Consider the following code, with adjacent mutex sections containing shared memory accesses:
std::mutex mutex;
int x;
void func() {
{
std::lock_guard lock{mutex};
x++;
}
{
std::lock_guard lock{mutex};
x++;
}
}
Without the mutexes, the compiler could obviously coalesce the increments, like so:
void func() {
x += 2;
}
This got me thinking about what might prevent that optimisation. We know even if x
is std::atomic<int>
, the optimisation is still legal (but perhaps not done in practice).

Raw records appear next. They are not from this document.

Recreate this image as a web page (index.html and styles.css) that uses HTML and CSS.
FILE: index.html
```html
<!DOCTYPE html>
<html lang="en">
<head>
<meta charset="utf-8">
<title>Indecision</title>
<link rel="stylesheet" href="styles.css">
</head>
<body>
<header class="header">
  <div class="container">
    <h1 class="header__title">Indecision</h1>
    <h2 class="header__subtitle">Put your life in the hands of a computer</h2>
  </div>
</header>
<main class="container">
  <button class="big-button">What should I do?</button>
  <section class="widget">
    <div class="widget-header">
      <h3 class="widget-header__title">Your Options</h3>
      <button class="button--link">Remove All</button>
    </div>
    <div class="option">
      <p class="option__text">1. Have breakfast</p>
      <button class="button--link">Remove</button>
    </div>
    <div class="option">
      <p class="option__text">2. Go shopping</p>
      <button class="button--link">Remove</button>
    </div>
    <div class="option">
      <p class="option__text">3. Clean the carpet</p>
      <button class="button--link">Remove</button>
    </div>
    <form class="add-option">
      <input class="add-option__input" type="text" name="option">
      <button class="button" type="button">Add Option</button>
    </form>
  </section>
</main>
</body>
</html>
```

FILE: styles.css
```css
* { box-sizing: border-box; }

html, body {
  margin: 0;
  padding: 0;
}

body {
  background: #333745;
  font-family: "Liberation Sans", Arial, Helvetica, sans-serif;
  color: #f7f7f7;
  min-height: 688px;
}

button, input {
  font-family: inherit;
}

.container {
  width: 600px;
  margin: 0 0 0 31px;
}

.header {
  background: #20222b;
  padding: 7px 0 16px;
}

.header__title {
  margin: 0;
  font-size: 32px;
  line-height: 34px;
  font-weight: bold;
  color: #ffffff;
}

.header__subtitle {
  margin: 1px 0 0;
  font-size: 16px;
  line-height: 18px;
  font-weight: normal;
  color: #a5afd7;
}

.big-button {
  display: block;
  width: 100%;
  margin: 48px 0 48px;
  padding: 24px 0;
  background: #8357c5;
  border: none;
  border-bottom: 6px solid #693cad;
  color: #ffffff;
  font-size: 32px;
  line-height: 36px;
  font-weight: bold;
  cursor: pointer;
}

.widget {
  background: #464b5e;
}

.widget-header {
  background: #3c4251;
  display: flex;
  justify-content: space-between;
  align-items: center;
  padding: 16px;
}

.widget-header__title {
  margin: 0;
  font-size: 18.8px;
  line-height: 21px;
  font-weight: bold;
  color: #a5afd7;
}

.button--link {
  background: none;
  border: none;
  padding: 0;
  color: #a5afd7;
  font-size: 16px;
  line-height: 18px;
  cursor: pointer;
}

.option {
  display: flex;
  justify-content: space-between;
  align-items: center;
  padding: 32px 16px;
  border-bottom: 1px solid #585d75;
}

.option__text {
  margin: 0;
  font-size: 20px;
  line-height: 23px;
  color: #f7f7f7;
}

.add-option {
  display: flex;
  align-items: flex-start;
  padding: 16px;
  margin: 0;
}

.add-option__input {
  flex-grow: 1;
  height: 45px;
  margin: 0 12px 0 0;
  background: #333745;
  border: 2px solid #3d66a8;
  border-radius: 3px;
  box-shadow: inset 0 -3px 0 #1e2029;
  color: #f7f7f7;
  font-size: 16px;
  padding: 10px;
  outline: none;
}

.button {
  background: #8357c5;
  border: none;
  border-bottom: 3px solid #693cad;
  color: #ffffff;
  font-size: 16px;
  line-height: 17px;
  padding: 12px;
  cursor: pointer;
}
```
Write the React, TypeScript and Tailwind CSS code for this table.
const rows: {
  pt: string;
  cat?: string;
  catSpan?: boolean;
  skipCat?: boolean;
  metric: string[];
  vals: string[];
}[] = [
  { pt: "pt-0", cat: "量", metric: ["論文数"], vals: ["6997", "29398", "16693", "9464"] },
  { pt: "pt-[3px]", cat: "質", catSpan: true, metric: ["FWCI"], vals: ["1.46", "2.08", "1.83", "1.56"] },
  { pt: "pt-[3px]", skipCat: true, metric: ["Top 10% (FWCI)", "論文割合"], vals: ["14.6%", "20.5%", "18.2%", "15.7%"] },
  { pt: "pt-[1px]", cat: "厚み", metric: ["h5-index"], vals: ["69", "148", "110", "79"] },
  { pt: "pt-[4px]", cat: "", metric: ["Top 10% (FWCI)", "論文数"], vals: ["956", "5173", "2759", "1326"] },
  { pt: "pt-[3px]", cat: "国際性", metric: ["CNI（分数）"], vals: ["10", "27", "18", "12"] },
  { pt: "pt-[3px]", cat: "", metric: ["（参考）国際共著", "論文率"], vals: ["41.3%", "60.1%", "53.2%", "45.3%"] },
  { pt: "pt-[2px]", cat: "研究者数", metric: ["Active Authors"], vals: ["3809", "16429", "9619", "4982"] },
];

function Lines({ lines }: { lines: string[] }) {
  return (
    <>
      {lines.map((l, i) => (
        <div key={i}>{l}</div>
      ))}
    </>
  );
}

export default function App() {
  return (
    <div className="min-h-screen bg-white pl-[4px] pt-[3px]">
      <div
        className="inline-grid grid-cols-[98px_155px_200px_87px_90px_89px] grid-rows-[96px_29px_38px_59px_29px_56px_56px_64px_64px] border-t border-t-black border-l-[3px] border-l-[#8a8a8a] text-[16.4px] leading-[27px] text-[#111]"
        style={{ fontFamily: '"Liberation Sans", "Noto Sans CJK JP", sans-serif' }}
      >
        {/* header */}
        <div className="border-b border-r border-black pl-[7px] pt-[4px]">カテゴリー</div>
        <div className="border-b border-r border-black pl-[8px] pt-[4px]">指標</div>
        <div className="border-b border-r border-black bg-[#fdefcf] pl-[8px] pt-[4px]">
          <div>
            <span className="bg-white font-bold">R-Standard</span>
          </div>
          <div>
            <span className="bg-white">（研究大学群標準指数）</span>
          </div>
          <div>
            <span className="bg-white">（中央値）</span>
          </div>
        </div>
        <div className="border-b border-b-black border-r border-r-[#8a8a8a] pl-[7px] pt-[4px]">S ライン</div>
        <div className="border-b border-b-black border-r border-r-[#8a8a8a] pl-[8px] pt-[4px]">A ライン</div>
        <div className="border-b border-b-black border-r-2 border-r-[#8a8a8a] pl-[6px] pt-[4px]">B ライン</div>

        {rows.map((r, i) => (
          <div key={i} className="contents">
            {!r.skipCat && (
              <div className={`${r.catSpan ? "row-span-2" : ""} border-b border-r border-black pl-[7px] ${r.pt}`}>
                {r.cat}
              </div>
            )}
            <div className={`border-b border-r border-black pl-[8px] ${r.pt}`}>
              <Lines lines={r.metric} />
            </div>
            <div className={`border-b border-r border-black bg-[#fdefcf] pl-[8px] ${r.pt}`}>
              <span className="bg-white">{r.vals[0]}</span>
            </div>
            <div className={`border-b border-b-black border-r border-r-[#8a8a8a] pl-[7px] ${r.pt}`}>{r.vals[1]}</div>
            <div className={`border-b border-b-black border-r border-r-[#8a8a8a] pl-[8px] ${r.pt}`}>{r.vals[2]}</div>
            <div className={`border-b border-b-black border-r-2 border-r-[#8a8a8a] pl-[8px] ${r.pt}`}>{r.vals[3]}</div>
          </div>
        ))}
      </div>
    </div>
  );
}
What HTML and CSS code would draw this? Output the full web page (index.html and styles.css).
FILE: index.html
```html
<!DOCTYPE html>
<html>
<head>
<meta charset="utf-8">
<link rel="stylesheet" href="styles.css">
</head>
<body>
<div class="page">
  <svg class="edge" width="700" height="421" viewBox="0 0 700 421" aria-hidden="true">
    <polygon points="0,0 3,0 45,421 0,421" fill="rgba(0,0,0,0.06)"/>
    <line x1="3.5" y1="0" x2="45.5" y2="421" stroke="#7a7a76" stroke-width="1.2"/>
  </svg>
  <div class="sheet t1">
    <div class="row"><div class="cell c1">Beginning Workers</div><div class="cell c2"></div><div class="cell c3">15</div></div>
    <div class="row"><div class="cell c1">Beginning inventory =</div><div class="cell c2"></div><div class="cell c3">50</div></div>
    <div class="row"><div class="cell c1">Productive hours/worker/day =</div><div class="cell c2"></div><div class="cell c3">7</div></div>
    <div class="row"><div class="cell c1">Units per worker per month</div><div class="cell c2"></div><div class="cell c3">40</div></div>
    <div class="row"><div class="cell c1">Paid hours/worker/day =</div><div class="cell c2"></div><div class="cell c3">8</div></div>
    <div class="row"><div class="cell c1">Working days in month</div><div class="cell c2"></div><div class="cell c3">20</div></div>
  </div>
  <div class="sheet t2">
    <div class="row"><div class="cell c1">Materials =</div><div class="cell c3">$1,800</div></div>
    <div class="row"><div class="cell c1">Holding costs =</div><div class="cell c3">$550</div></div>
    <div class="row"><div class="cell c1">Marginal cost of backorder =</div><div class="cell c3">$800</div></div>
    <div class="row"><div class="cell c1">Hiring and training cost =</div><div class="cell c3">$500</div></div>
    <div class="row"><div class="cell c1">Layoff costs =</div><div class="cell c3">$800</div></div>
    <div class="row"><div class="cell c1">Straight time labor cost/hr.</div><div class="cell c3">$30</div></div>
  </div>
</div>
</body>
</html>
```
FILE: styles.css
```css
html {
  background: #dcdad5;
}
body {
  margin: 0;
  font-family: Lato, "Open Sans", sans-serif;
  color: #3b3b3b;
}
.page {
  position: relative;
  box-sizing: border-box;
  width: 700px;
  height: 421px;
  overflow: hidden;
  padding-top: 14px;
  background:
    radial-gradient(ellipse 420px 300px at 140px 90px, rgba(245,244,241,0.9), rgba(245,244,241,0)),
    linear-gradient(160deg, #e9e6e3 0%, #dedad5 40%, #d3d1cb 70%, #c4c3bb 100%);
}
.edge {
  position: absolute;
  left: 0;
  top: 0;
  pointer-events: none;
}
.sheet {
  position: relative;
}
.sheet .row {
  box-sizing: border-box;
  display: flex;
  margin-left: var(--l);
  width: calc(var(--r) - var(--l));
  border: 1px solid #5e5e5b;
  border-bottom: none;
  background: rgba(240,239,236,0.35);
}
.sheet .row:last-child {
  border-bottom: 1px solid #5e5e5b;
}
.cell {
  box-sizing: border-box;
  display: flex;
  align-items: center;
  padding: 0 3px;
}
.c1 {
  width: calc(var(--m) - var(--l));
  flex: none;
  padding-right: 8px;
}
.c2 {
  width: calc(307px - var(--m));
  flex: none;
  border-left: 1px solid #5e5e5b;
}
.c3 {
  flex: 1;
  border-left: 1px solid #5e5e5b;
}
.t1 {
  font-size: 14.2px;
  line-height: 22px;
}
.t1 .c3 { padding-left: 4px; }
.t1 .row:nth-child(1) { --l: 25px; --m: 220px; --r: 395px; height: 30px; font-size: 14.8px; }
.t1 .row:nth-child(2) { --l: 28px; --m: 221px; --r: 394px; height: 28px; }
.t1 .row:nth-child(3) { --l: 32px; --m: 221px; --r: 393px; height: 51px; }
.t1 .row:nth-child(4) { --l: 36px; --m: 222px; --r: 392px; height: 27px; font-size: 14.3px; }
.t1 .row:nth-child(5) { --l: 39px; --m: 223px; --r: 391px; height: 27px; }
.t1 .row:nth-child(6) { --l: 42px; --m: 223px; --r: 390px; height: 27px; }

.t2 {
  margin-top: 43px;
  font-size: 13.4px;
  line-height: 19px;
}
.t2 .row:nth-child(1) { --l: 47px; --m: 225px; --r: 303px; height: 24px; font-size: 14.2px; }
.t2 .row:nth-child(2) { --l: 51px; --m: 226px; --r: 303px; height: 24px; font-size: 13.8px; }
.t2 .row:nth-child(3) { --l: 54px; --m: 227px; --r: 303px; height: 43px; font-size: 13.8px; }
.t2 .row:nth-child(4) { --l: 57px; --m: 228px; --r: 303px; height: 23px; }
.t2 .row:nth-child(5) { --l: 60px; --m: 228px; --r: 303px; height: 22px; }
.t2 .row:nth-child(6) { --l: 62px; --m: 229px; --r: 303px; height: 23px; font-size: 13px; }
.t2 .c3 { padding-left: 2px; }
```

But what about with mutexes? Is it legal for the compiler to transform func
into this?
void func() {
std::lock_guard lock{mutex};
x += 2;
}
It’s clear that the writes to x
must be visible side effects to other threads due to acquire-release semantics, but I’m not sure if that forbids the optimisation. Perhaps you can argue under the as-if rule that you couldn’t tell the difference if the optimisation was done or not, therefore the optimisation is legal (since the difference between “unlock then lock again” and “keep holding lock” depends only on thread scheduling timing).
On the other hand, it seems plausible this optimisation could slippery-slope to every program containing a mutex being optimised into: lock mutex, do entire program, unlock mutex. Such behaviour would be obviously unhelpful for concurrent applications, so it might be reasonably forbidden.
What aspect of the C++ memory model, and wording in the Standard, allows or forbids this optimisation?
(Currently, Clang and GCC do not perform this optimisation, as can be seen here. However, this is not proof that the optimisation is or should necessarily be illegal.)